### Source excerpt:
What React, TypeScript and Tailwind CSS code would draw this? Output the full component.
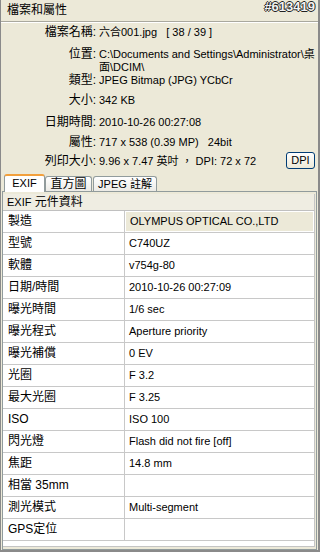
const rows: [string, string][] = [
  ["製造", "OLYMPUS OPTICAL CO.,LTD"],
  ["型號", "C740UZ"],
  ["軟體", "v754g-80"],
  ["日期/時間", "2010-10-26 00:27:09"],
  ["曝光時間", "1/6 sec"],
  ["曝光程式", "Aperture priority"],
  ["曝光補償", "0 EV"],
  ["光圈", "F 3.2"],
  ["最大光圈", "F 3.25"],
  ["ISO", "ISO 100"],
  ["閃光燈", "Flash did not fire [off]"],
  ["焦距", "14.8 mm"],
  ["相當 35mm", ""],
  ["測光模式", "Multi-segment"],
  ["GPS定位", ""],
];

type InfoRowProp = {
  label: string;
  className?: string;
  children: React.ReactNode;
};

function InfoRow({ label, className, children }: InfoRowProp) {
  return (
    <div className={`grid grid-cols-[96px_1fr] items-start leading-[13px] ${className ?? ""}`}>
      <div className="text-right text-[12px] whitespace-nowrap pr-[1px]">{label}</div>
      <div className="pl-[2px] text-[11px] whitespace-nowrap">{children}</div>
    </div>
  );
}

export default function App() {
  return (
    <div className="w-[320px] h-[552px] bg-[#ECE9D8] border-l border-r-2 border-b-2 border-[#8a8a8a] flex flex-col text-black font-['Tahoma','Liberation_Sans','Noto_Sans_CJK_TC',sans-serif] overflow-hidden">
      {/* title */}
      <div className="h-[22px] shrink-0 flex items-center justify-between pl-[6px] pr-[3px] border-b border-[#a9a89e] shadow-[0_1px_0_#ffffff]">
        <span className="text-[12px] leading-[13px]">檔案和屬性</span>
        <span className="text-[13px] font-bold leading-[13px] -mt-[8px] text-[#f2f2f2] [text-shadow:1px_0_0_#222,-1px_0_0_#222,0_1px_0_#222,0_-1px_0_#222]">
          #613419
        </span>
      </div>

      {/* file info */}
      <div className="flex flex-col pr-[3px]">
        <InfoRow label="檔案名稱:" className="mt-[4px]">
          六合001.jpg&nbsp;&nbsp;&nbsp;[ 38 / 39 ]
        </InfoRow>
        <InfoRow label="位置:" className="mt-[9px]">
          C:\Documents and Settings\Administrator\桌
          <br />
          面\DCIM\
        </InfoRow>
        <InfoRow label="類型:">JPEG Bitmap (JPG) YCbCr</InfoRow>
        <InfoRow label="大小:" className="mt-[7px]">
          342 KB
        </InfoRow>
        <InfoRow label="日期時間:" className="mt-[9px]">
          2010-10-26 00:27:08
        </InfoRow>
        <InfoRow label="屬性:" className="mt-[7px]">
          717 x 538 (0.39 MP)&nbsp;&nbsp;&nbsp;24bit
        </InfoRow>
        <div className="grid grid-cols-[96px_1fr] items-center mt-[4px] h-[17px]">
          <div className="text-right text-[12px] leading-[13px] pr-[1px]">列印大小:</div>
          <div className="pl-[2px] flex items-center justify-between text-[11px] leading-[13px]">
            <span>9.96 x 7.47 英吋 ，&nbsp;DPI: 72 x 72</span>
            <button className="w-[29px] h-[17px] -mt-[3px] rounded-[3px] border border-[#003c74] bg-gradient-to-b from-white to-[#ece9d8] text-[11px] leading-[13px]">
              DPI
            </button>
          </div>
        </div>
      </div>

      {/* tabs */}
      <div className="flex items-end pl-[3px] mt-[2px] h-[19px] shrink-0 relative z-10">
        <div className="w-[41px] h-[18px] bg-white border border-b-0 border-[#919b9c] border-t-[2px] border-t-[#f2a03c] rounded-t-[3px] flex items-center justify-center text-[11px] leading-[13px] -mb-px pb-[1px]">
          EXIF
        </div>
        <div className="w-[47px] h-[15px] bg-gradient-to-b from-white to-[#ecebe6] border border-b-0 border-[#919b9c] rounded-t-[3px] flex items-center justify-center text-[12px] leading-[13px]">
          直方圖
        </div>
        <div className="w-[64px] h-[15px] ml-[1px] bg-gradient-to-b from-white to-[#ecebe6] border border-b-0 border-[#919b9c] rounded-t-[3px] flex items-center justify-center text-[11px] leading-[13px]">
          JPEG 註解
        </div>
      </div>

      {/* panel */}
      <div className="flex-1 ml-[1px] mr-[1px] border border-[#919b9c] bg-[#ECE9D8] pt-[2px] pr-[1px] pb-[2px] flex flex-col">
        <div className="flex-1 bg-white border-r border-b border-[#c4c4c4] flex flex-col">
          <div className="h-[17px] shrink-0 bg-[#efede2] border-b border-[#c0c0c0] pl-[4px] flex items-center text-[12px] leading-[13px]">
            <span className="text-[11px]">EXIF</span>&nbsp;元件資料
          </div>
          {rows.map(([label, value], i) => (
            <div
              key={label}
              className="h-[22px] shrink-0 grid grid-cols-[122px_1fr] border-b border-[#c8c8c8]"
            >
              <div className="border-r border-[#c8c8c8] pl-[5px] flex items-center text-[12px] leading-[13px] whitespace-nowrap">
                {label}
              </div>
              <div
                className={`flex items-center pl-[4px] text-[11px] leading-[13px] whitespace-nowrap ${
                  i === 0 ? "bg-[#ECE9D8] m-[1px] pl-[3px]" : ""
                }`}
              >
                {value}
              </div>
            </div>
          ))}
        </div>
      </div>
    </div>
  );
}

### Prompt:
Without the pictures, output the full listing exactly as it stands.

### Worked answer:
What React, TypeScript and Tailwind CSS code would draw this? Output the full component.
const rows: [string, string][] = [
  ["製造", "OLYMPUS OPTICAL CO.,LTD"],
  ["型號", "C740UZ"],
  ["軟體", "v754g-80"],
  ["日期/時間", "2010-10-26 00:27:09"],
  ["曝光時間", "1/6 sec"],
  ["曝光程式", "Aperture priority"],
  ["曝光補償", "0 EV"],
  ["光圈", "F 3.2"],
  ["最大光圈", "F 3.25"],
  ["ISO", "ISO 100"],
  ["閃光燈", "Flash did not fire [off]"],
  ["焦距", "14.8 mm"],
  ["相當 35mm", ""],
  ["測光模式", "Multi-segment"],
  ["GPS定位", ""],
];

type InfoRowProp = {
  label: string;
  className?: string;
  children: React.ReactNode;
};

function InfoRow({ label, className, children }: InfoRowProp) {
  return (
    <div className={`grid grid-cols-[96px_1fr] items-start leading-[13px] ${className ?? ""}`}>
      <div className="text-right text-[12px] whitespace-nowrap pr-[1px]">{label}</div>
      <div className="pl-[2px] text-[11px] whitespace-nowrap">{children}</div>
    </div>
  );
}

export default function App() {
  return (
    <div className="w-[320px] h-[552px] bg-[#ECE9D8] border-l border-r-2 border-b-2 border-[#8a8a8a] flex flex-col text-black font-['Tahoma','Liberation_Sans','Noto_Sans_CJK_TC',sans-serif] overflow-hidden">
      {/* title */}
      <div className="h-[22px] shrink-0 flex items-center justify-between pl-[6px] pr-[3px] border-b border-[#a9a89e] shadow-[0_1px_0_#ffffff]">
        <span className="text-[12px] leading-[13px]">檔案和屬性</span>
        <span className="text-[13px] font-bold leading-[13px] -mt-[8px] text-[#f2f2f2] [text-shadow:1px_0_0_#222,-1px_0_0_#222,0_1px_0_#222,0_-1px_0_#222]">
          #613419
        </span>
      </div>

      {/* file info */}
      <div className="flex flex-col pr-[3px]">
        <InfoRow label="檔案名稱:" className="mt-[4px]">
          六合001.jpg&nbsp;&nbsp;&nbsp;[ 38 / 39 ]
        </InfoRow>
        <InfoRow label="位置:" className="mt-[9px]">
          C:\Documents and Settings\Administrator\桌
          <br />
          面\DCIM\
        </InfoRow>
        <InfoRow label="類型:">JPEG Bitmap (JPG) YCbCr</InfoRow>
        <InfoRow label="大小:" className="mt-[7px]">
          342 KB
        </InfoRow>
        <InfoRow label="日期時間:" className="mt-[9px]">
          2010-10-26 00:27:08
        </InfoRow>
        <InfoRow label="屬性:" className="mt-[7px]">
          717 x 538 (0.39 MP)&nbsp;&nbsp;&nbsp;24bit
        </InfoRow>
        <div className="grid grid-cols-[96px_1fr] items-center mt-[4px] h-[17px]">
          <div className="text-right text-[12px] leading-[13px] pr-[1px]">列印大小:</div>
          <div className="pl-[2px] flex items-center justify-between text-[11px] leading-[13px]">
            <span>9.96 x 7.47 英吋 ，&nbsp;DPI: 72 x 72</span>
            <button className="w-[29px] h-[17px] -mt-[3px] rounded-[3px] border border-[#003c74] bg-gradient-to-b from-white to-[#ece9d8] text-[11px] leading-[13px]">
              DPI
            </button>
          </div>
        </div>
      </div>

      {/* tabs */}
      <div className="flex items-end pl-[3px] mt-[2px] h-[19px] shrink-0 relative z-10">
        <div className="w-[41px] h-[18px] bg-white border border-b-0 border-[#919b9c] border-t-[2px] border-t-[#f2a03c] rounded-t-[3px] flex items-center justify-center text-[11px] leading-[13px] -mb-px pb-[1px]">
          EXIF
        </div>
        <div className="w-[47px] h-[15px] bg-gradient-to-b from-white to-[#ecebe6] border border-b-0 border-[#919b9c] rounded-t-[3px] flex items-center justify-center text-[12px] leading-[13px]">
          直方圖
        </div>
        <div className="w-[64px] h-[15px] ml-[1px] bg-gradient-to-b from-white to-[#ecebe6] border border-b-0 border-[#919b9c] rounded-t-[3px] flex items-center justify-center text-[11px] leading-[13px]">
          JPEG 註解
        </div>
      </div>

      {/* panel */}
      <div className="flex-1 ml-[1px] mr-[1px] border border-[#919b9c] bg-[#ECE9D8] pt-[2px] pr-[1px] pb-[2px] flex flex-col">
        <div className="flex-1 bg-white border-r border-b border-[#c4c4c4] flex flex-col">
          <div className="h-[17px] shrink-0 bg-[#efede2] border-b border-[#c0c0c0] pl-[4px] flex items-center text-[12px] leading-[13px]">
            <span className="text-[11px]">EXIF</span>&nbsp;元件資料
          </div>
          {rows.map(([label, value], i) => (
            <div
              key={label}
              className="h-[22px] shrink-0 grid grid-cols-[122px_1fr] border-b border-[#c8c8c8]"
            >
              <div className="border-r border-[#c8c8c8] pl-[5px] flex items-center text-[12px] leading-[13px] whitespace-nowrap">
                {label}
              </div>
              <div
                className={`flex items-center pl-[4px] text-[11px] leading-[13px] whitespace-nowrap ${
                  i === 0 ? "bg-[#ECE9D8] m-[1px] pl-[3px]" : ""
                }`}
              >
                {value}
              </div>
            </div>
          ))}
        </div>
      </div>
    </div>
  );
}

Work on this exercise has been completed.